What is needed:
Scan the listing below and copy every line holding "React".

Data section:
--- Begin ---

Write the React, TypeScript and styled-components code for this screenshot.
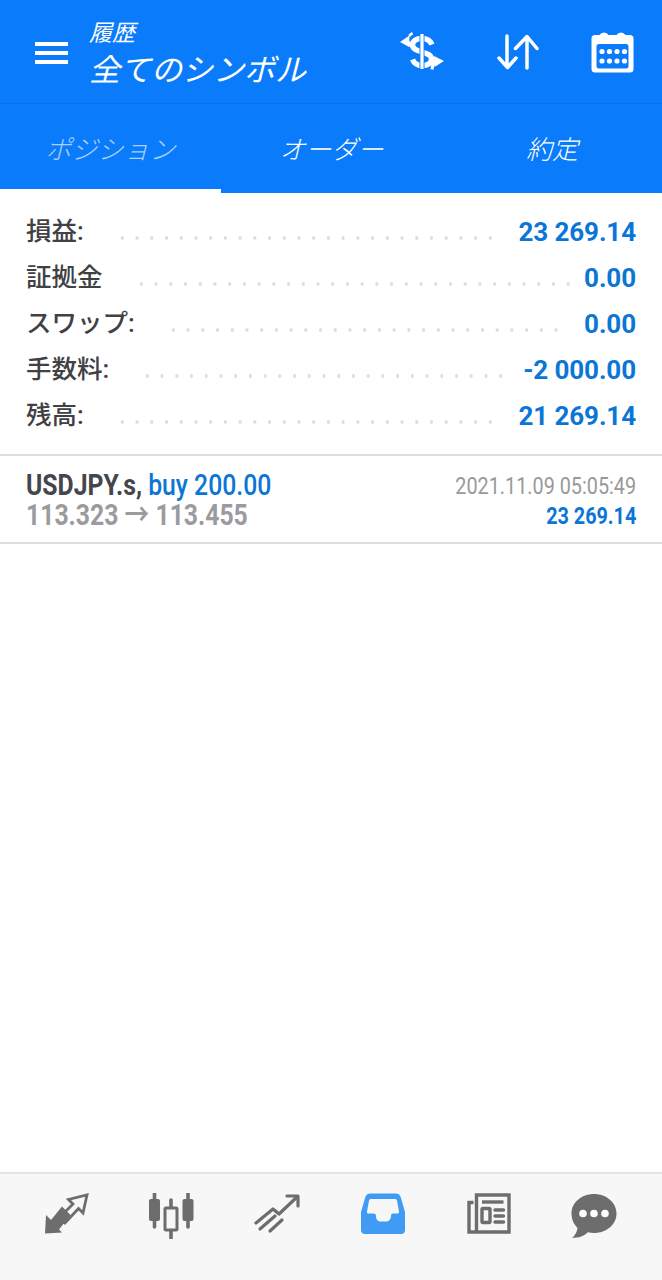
import React from "react";
import styled, { createGlobalStyle } from "styled-components";

const GlobalStyle = createGlobalStyle`
  html, body {
    margin: 0;
    padding: 0;
    background: #fff;
    font-family: Roboto, "Noto Sans CJK JP", sans-serif;
  }
  * { box-sizing: border-box; }
`;

const Page = styled.div`
  width: 662px;
  height: 1280px;
  display: flex;
  flex-direction: column;
  background: #fff;
  overflow: hidden;
`;

const TopBar = styled.header`
  height: 104px;
  display: flex;
  align-items: center;
  padding: 0 28px 0 35px;
  background: #0a7bfa;
  border-bottom: 1px solid #0a6fe6;
  color: #fff;
`;

const Burger = styled.div`
  width: 33px;
  height: 22px;
  margin-right: 21px;
  margin-top: 3px;
  display: flex;
  flex-direction: column;
  justify-content: space-between;
  span {
    display: block;
    height: 4px;
    background: #fff;
  }
`;

const TitleBlock = styled.div`
  flex: 1;
  display: flex;
  flex-direction: column;
  font-family: "Noto Sans CJK JP", sans-serif;
  font-style: italic;
  margin-top: 4px;
`;

const SubTitle = styled.div`
  font-size: 23px;
  line-height: 26px;
`;

const Title = styled.div`
  font-size: 31px;
  line-height: 44px;
  margin-top: 2px;
`;

const Actions = styled.div`
  display: flex;
  align-items: center;
  gap: 52px;
  svg { display: block; }
`;

const Tabs = styled.nav`
  height: 89px;
  display: grid;
  grid-template-columns: 221px 221px 220px;
  background: #0a7bfa;
`;

const Tab = styled.div<{ $active?: boolean }>`
  display: flex;
  align-items: center;
  justify-content: center;
  padding-top: 2px;
  font-family: "Noto Sans CJK JP", sans-serif;
  font-style: italic;
  font-size: 26px;
  font-weight: 300;
  color: ${(p) => (p.$active ? "rgba(255,255,255,0.66)" : "#fff")};
  border-bottom: 4px solid ${(p) => (p.$active ? "#fff" : "transparent")};
`;

const Summary = styled.section`
  padding: 16px 26px 15px;
  border-bottom: 2px solid #dcdcdc;
`;

const SummaryRow = styled.div`
  height: 46px;
  display: flex;
  align-items: center;
`;

const Label = styled.span`
  font-family: Roboto, "Noto Sans CJK JP", sans-serif;
  font-size: 25.5px;
  font-weight: 500;
  color: #404144;
  margin-bottom: 8px;
`;

const Leader = styled.span<{ $dots: number }>`
  width: ${(p) => p.$dots * 14.72}px;
  height: 6px;
  margin: 11px 0 0 31px;
  background-image: radial-gradient(circle at center, #dcdde0 1.5px, transparent 2px);
  background-size: 14.72px 6px;
  background-repeat: repeat-x;
`;

const Value = styled.span`
  margin-left: auto;
  font-size: 26px;
  font-weight: 700;
  color: #0b76d6;
  letter-spacing: -0.1px;
`;

const Deal = styled.article`
  height: 88px;
  display: flex;
  justify-content: space-between;
  padding: 14px 26px 0;
  border-bottom: 2px solid #dedede;
`;

const DealColumn = styled.div<{ $right?: boolean }>`
  display: flex;
  flex-direction: column;
  align-items: ${(p) => (p.$right ? "flex-end" : "flex-start")};
`;

/* the app uses Roboto Condensed, which is not installed: squeeze the regular cut */
const Condensed = styled.div<{ $right?: boolean }>`
  transform: scaleX(0.825);
  transform-origin: ${(p) => (p.$right ? "right" : "left")} center;
  white-space: pre;
`;

const DealTitle = styled(Condensed)`
  font-size: 30px;
  line-height: 30px;
  font-weight: 700;
  color: #44464b;
  span {
    font-weight: 500;
    color: #0b76d6;
  }
`;

const Prices = styled(Condensed)`
  font-size: 30px;
  line-height: 30px;
  font-weight: 700;
  color: #9a9b9e;
`;

const DealTime = styled(Condensed)`
  font-size: 24px;
  line-height: 32px;
  color: #98999b;
`;

const DealProfit = styled(Condensed)`
  font-size: 24px;
  line-height: 28px;
  font-weight: 700;
  color: #0b76d6;
`;

const Spacer = styled.div`
  flex: 1;
`;

const BottomBar = styled.footer`
  height: 108px;
  padding: 19px 15px 0 13px;
  display: grid;
  grid-template-columns: repeat(6, 1fr);
  align-items: start;
  justify-items: center;
  background: #f7f7f7;
  border-top: 2px solid #e4e4e4;
  svg { display: block; }
`;

const SwapIcon = () => (
  <svg width="46" height="40" viewBox="0 0 46 40" fill="none">
    <path d="M33 12.500c-1.500-3.500-5-6-10-6-6 0-9.500 2.500-9.500 6.500 0 4 4.500 5.500 9.500 7 5 1.500 9.500 3 9.500 7 0 4-3.500 6.500-9.500 6.500-5 0-8-2.500-9.500-6" stroke="#fff" strokeWidth="5.400" />
    <path d="M23 2v36" stroke="#0a7bfa" strokeWidth="5" />
    <path d="M23 2v35" stroke="#fff" strokeWidth="3.200" />
    <path d="M1 10l9.500-6.500-.5 11.500z" fill="#fff" />
    <path d="M8 9.500c2 .5 3 2 3.500 5" stroke="#fff" strokeWidth="3.200" />
    <path d="M10 4l3.500-3" stroke="#fff" strokeWidth="2.400" />
    <path d="M45 29l-10-5 .5 11z" fill="#fff" />
    <path d="M38 29.500c-3 0-4.500 3-5 8" stroke="#fff" strokeWidth="3.200" />
  </svg>
);

const SortIcon = () => (
  <svg width="42" height="36" viewBox="0 0 42 36" fill="none" stroke="#fff" strokeWidth="3.500" strokeLinecap="round" strokeLinejoin="round">
    <path d="M10 2v31M2 24l8.500 9.500L19 24" />
    <path d="M30 34V3M18.500 14.500L30 2.500l10 12" />
  </svg>
);

const CalendarIcon = () => (
  <svg width="43" height="42" viewBox="0 0 43 42">
    <path d="M4 4h4.500a5 4.500 0 0 1 9 0h8a5 4.500 0 0 1 9 0H39a3.500 3.500 0 0 1 3.500 3.500V38a3.500 3.500 0 0 1-3.500 3.500H4A3.500 3.500 0 0 1 .5 38V7.500A3.500 3.500 0 0 1 4 4z" fill="#fff" />
    <rect x="5.500" y="13" width="32" height="24.500" rx="2.500" fill="#0a7bfa" />
    {[11.5, 19, 26.5, 34].map((x) =>
      [20.5, 30].map((y) => <circle key={`${x}-${y}`} cx={x - 0.5} cy={y} r="2.600" fill="#fff" />)
    )}
  </svg>
);

const TradeIcon = () => (
  <svg width="46" height="42" viewBox="0 0 46 42" fill="none">
    <path d="M2 40.500L3 22l5 5L19 13.500l8.500 8.500L16 36.500l3 3z" fill="#6d6d6d" />
    <path d="M21 31L35.500 15.500 40 20 44 2 25.500 6.500 30 11 22 19" stroke="#6d6d6d" strokeWidth="2.800" strokeLinejoin="miter" />
  </svg>
);

const CandleIcon = () => (
  <svg width="46" height="46" viewBox="0 0 46 46" fill="none">
    <path d="M6.500 1v33M40 1v33M23 7v38" stroke="#6d6d6d" strokeWidth="3.600" strokeLinecap="round" />
    <rect x="1" y="6" width="11" height="22" rx="2" fill="#6d6d6d" />
    <rect x="34.500" y="6" width="11" height="22" rx="2" fill="#6d6d6d" />
    <rect x="17" y="15" width="12" height="22" rx="1" stroke="#6d6d6d" strokeWidth="3" fill="#f7f7f7" />
  </svg>
);

const ChartIcon = () => (
  <svg width="46" height="42" viewBox="0 0 46 42" fill="none" stroke="#6d6d6d" strokeWidth="3.200" strokeLinecap="round" strokeLinejoin="round">
    <path d="M2 30l17-14 6 5L43 4" />
    <path d="M33 3h11v10" />
    <path d="M6 36l15-13M16 38l12-11" />
  </svg>
);

const InboxIcon = () => (
  <svg width="46" height="42" viewBox="0 0 46 42">
    <path d="M10 0.500h26c2 0 3.500 1 4.500 3L45 19v18c0 2.500-1.500 4-4 4H5c-2.500 0-4-1.500-4-4V19L5.500 3.500c1-2 2.500-3 4.500-3z" fill="#3f9bf3" />
    <path d="M11 6h24c1 0 1.500.5 2 1.500l2 11c.3 1.500-.5 2-2 2h-3.500c-1.500 0-2.500.7-2.500 2.500 0 3-2 5.500-4.500 5.500h-6C17.500 28.500 16 26 16 23c0-1.800-1-2.500-2.500-2.500H9c-1.500 0-2.300-.5-2-2l2-11C9.500 6.500 10 6 11 6z" fill="#f7f7f7" />
  </svg>
);

const NewsIcon = () => (
  <svg width="46" height="42" viewBox="0 0 46 42" fill="none">
    <path d="M8.500 9.500H4v29.500H44V2H11.500v36" stroke="#6d6d6d" strokeWidth="3.400" />
    <path d="M17 9h21.500" stroke="#6d6d6d" strokeWidth="3.400" />
    <rect x="17" y="15.500" width="8" height="14" rx="1" stroke="#6d6d6d" strokeWidth="3.400" />
    <path d="M30 17h8.500M30 23h8.500M30 29h8.500" stroke="#6d6d6d" strokeWidth="3.400" strokeLinecap="round" />
  </svg>
);

const ChatIcon = () => (
  <svg width="46" height="46" viewBox="0 0 46 46">
    <path d="M23 1c12.500 0 22.500 8.500 22.500 19.500S35.500 40 23 40c-2 0-4-.2-6-.7C13 43 8 45 1 45c3-2.500 5-6 5.500-10C3 31.500.5 26.500.5 20.500 .5 9.500 10.500 1 23 1z" fill="#6d6d6d" />
    <circle cx="12" cy="20.500" r="3.800" fill="#fff" />
    <circle cx="23" cy="20.500" r="3.800" fill="#fff" />
    <circle cx="34" cy="20.500" r="3.800" fill="#fff" />
  </svg>
);

const rows = [
  { label: "損益:", value: "23 269.14", dots: 26 },
  { label: "証拠金", value: "0.00", dots: 30 },
  { label: "スワップ:", value: "0.00", dots: 27 },
  { label: "手数料:", value: "-2 000.00", dots: 25 },
  { label: "残高:", value: "21 269.14", dots: 26 },
];

export default function App() {
  return (
    <>
      <GlobalStyle />
      <Page>
        <TopBar>
          <Burger>
            <span />
            <span />
            <span />
          </Burger>
          <TitleBlock>
            <SubTitle>履歴</SubTitle>
            <Title>全てのシンボル</Title>
          </TitleBlock>
          <Actions>
            <SwapIcon />
            <SortIcon />
            <CalendarIcon />
          </Actions>
        </TopBar>
        <Tabs>
          <Tab $active>ポジション</Tab>
          <Tab>オーダー</Tab>
          <Tab>約定</Tab>
        </Tabs>
        <Summary>
          {rows.map((row) => (
            <SummaryRow key={row.label}>
              <Label>{row.label}</Label>
              <Leader $dots={row.dots} />
              <Value>{row.value}</Value>
            </SummaryRow>
          ))}
        </Summary>
        <Deal>
          <DealColumn>
            <DealTitle>
              USDJPY.s, <span>buy 200.00</span>
            </DealTitle>
            <Prices>113.323 → 113.455</Prices>
          </DealColumn>
          <DealColumn $right>
            <DealTime $right>2021.11.09 05:05:49</DealTime>
            <DealProfit $right>23 269.14</DealProfit>
          </DealColumn>
        </Deal>
        <Spacer />
        <BottomBar>
          <TradeIcon />
          <CandleIcon />
          <ChartIcon />
          <InboxIcon />
          <NewsIcon />
          <ChatIcon />
        </BottomBar>
      </Page>
    </>
  );
}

--- End ---

Finished exercise:
Write the React, TypeScript and styled-components code for this screenshot.
import React from "react";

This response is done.